From the listing below, pick out each line with the word "components".
_ _ _ _ _
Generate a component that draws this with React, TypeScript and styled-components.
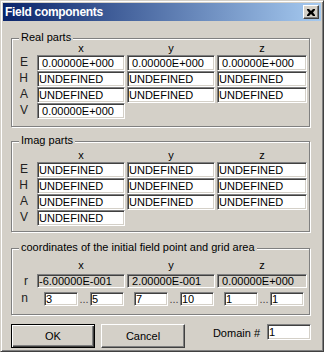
import React from "react";
import { styled, createGlobalStyle } from "styled-components";

const FACE = "#d4d0c8";

const GlobalStyle = createGlobalStyle`
  html, body {
    margin: 0;
    padding: 0;
    background: ${FACE};
  }
  body {
    font-family: "Liberation Sans", Arial, sans-serif;
    font-size: 11px;
    color: #000;
  }
`;

const ZERO = " 0.00000E+000";
const UNDEF = "UNDEFINED";

const realRows = [
  { label: "E", values: [ZERO, ZERO, ZERO] },
  { label: "H", values: [UNDEF, UNDEF, UNDEF] },
  { label: "A", values: [UNDEF, UNDEF, UNDEF] },
  { label: "V", values: [ZERO] },
];

const imagRows = [
  { label: "E", values: [UNDEF, UNDEF, UNDEF] },
  { label: "H", values: [UNDEF, UNDEF, UNDEF] },
  { label: "A", values: [UNDEF, UNDEF, UNDEF] },
  { label: "V", values: [UNDEF] },
];

const origin = ["-6.00000E-001", " 2.00000E-001", ZERO];
const ranges = [
  ["3", "5"],
  ["7", "10"],
  ["1", "1"],
];

const App = () => {
  return (
    <>
      <GlobalStyle />
      <Window>
        <TitleBar>
          <Title>Field components</Title>
          <CloseButton aria-label="close">
            <svg width="8" height="7" viewBox="0 0 8 7">
              <path
                d="M0 0h2l2 2 2-2h2v1L6 3.5 8 6v1H6L4 5 2 7H0V6l2-2.5L0 1z"
                fill="#000"
              />
            </svg>
          </CloseButton>
        </TitleBar>
        <Body>
          <Group $top={4} $bottom={7}>
            <Legend>Real parts</Legend>
            <FieldGrid>
              <span />
              <ColHead>x</ColHead>
              <ColHead>y</ColHead>
              <ColHead>z</ColHead>
              {realRows.map((row) => (
                <React.Fragment key={row.label}>
                  <RowLabel>{row.label}</RowLabel>
                  {row.values.map((v, i) => (
                    <Field key={i}>{v}</Field>
                  ))}
                  {row.values.length === 1 && <span style={{ gridColumn: "span 2" }} />}
                </React.Fragment>
              ))}
            </FieldGrid>
          </Group>

          <Group $gapTop={14} $top={8} $bottom={5}>
            <Legend>Imag parts</Legend>
            <FieldGrid>
              <span />
              <ColHead>x</ColHead>
              <ColHead>y</ColHead>
              <ColHead>z</ColHead>
              {imagRows.map((row) => (
                <React.Fragment key={row.label}>
                  <RowLabel>{row.label}</RowLabel>
                  {row.values.map((v, i) => (
                    <Field key={i}>{v}</Field>
                  ))}
                  {row.values.length === 1 && <span style={{ gridColumn: "span 2" }} />}
                </React.Fragment>
              ))}
            </FieldGrid>
          </Group>

          <Group $gapTop={16} $top={11} $bottom={8}>
            <Legend>coordinates of the initial field point and grid area</Legend>
            <FieldGrid $rowGap={2}>
              <span />
              <ColHead>x</ColHead>
              <ColHead>y</ColHead>
              <ColHead>z</ColHead>
              <RowLabel>r</RowLabel>
              {origin.map((v, i) => (
                <Field key={i} $readOnly $h={14}>
                  {v}
                </Field>
              ))}
              <RowLabel>n</RowLabel>
              {ranges.map(([from, to], i) => (
                <Range key={i}>
                  <Field $h={14} $w={34}>
                    {from}
                  </Field>
                  <Dots>...</Dots>
                  <Field $h={14} $w={34}>
                    {to}
                  </Field>
                </Range>
              ))}
            </FieldGrid>
          </Group>

          <Footer>
            <Button $default>OK</Button>
            <Button>Cancel</Button>
            <DomainLabel>Domain #</DomainLabel>
            <Field $w={44}>1</Field>
          </Footer>
        </Body>
      </Window>
    </>
  );
};

const Window = styled.div`
  box-sizing: border-box;
  width: 324px;
  height: 352px;
  padding: 2px;
  background: ${FACE};
  border: 1px solid;
  border-color: ${FACE} #404040 #404040 ${FACE};
  box-shadow: inset 1px 1px #fff, inset -1px -1px #808080;
  display: flex;
  flex-direction: column;
`;

const TitleBar = styled.div`
  height: 18px;
  flex-shrink: 0;
  display: flex;
  align-items: center;
  justify-content: space-between;
  padding: 0 2px 0 2px;
  background: linear-gradient(to right, #0a246a, #a6caf0);
`;

const Title = styled.span`
  color: #fff;
  font-weight: 700;
  font-size: 12px;
  letter-spacing: -0.3px;
  line-height: 18px;
`;

const CloseButton = styled.div`
  box-sizing: border-box;
  width: 16px;
  height: 14px;
  display: flex;
  align-items: center;
  justify-content: center;
  background: ${FACE};
  border: 1px solid;
  border-color: #fff #404040 #404040 #fff;
  box-shadow: inset -1px -1px #808080;
`;

const Body = styled.div`
  display: flex;
  flex-direction: column;
  padding: 17px 10px 0 8px;
`;

const Group = styled.div<{ $gapTop?: number; $top: number; $bottom: number }>`
  position: relative;
  width: 299px;
  box-sizing: border-box;
  margin-top: ${(p) => p.$gapTop ?? 0}px;
  padding: ${(p) => p.$top}px 0 ${(p) => p.$bottom}px 0;
  border: 1px solid #808080;
  box-shadow: inset 1px 1px #fff, 1px 1px #fff;
`;

const Legend = styled.span`
  position: absolute;
  top: -8px;
  left: 7px;
  padding: 0 2px;
  line-height: 13px;
  background: ${FACE};
  white-space: nowrap;
`;

const FieldGrid = styled.div<{ $rowGap?: number }>`
  display: grid;
  grid-template-columns: 23px 88px 88px 90px;
  column-gap: 2px;
  row-gap: ${(p) => p.$rowGap ?? 0}px;
  grid-template-rows: 12px;
`;

const ColHead = styled.span`
  height: 12px;
  line-height: 10px;
  text-align: center;
`;

const RowLabel = styled.span`
  text-align: right;
  padding-right: 7px;
  font-size: 12px;
  line-height: 15px;
  color: #222;
`;

const Field = styled.div<{ $readOnly?: boolean; $h?: number; $w?: number }>`
  box-sizing: border-box;
  height: ${(p) => p.$h ?? 16}px;
  width: ${(p) => (p.$w ? `${p.$w}px` : "auto")};
  flex-shrink: 0;
  padding: 0 0 0 1px;
  border: 1px solid;
  border-color: #808080 #fff #fff #808080;
  box-shadow: inset 1px 1px #404040, inset -1px -1px ${FACE};
  background: ${(p) => (p.$readOnly ? FACE : "#fff")};
  line-height: ${(p) => (p.$h ?? 16) - 3}px;
  padding-top: 1px;
  white-space: pre;
  overflow: hidden;
`;

const Range = styled.div`
  display: flex;
  align-items: center;
  padding-left: 7px;
`;

const Dots = styled.span`
  width: 12px;
  text-align: center;
  line-height: 12px;
  color: #444;
`;

const Footer = styled.div`
  display: flex;
  align-items: flex-start;
  gap: 6px;
  margin-top: 9px;
`;

const Button = styled.div<{ $default?: boolean }>`
  box-sizing: border-box;
  width: 84px;
  height: 24px;
  display: flex;
  align-items: center;
  justify-content: center;
  background: ${FACE};
  border: 1px solid;
  border-color: ${(p) => (p.$default ? "#000" : "#fff #404040 #404040 #fff")};
  box-shadow: ${(p) =>
    p.$default
      ? "inset 1px 1px #fff, inset -1px -1px #404040, inset -2px -2px #808080"
      : "inset -1px -1px #808080"};
`;

const DomainLabel = styled.span`
  margin-left: auto;
  margin-right: 1px;
  line-height: 16px;
  padding-top: 1px;
`;

export default App;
_ _ _ _ _
▶ _RESULT_
Generate a component that draws this with React, TypeScript and styled-components.
import { styled, createGlobalStyle } from "styled-components";
          <Title>Field components</Title>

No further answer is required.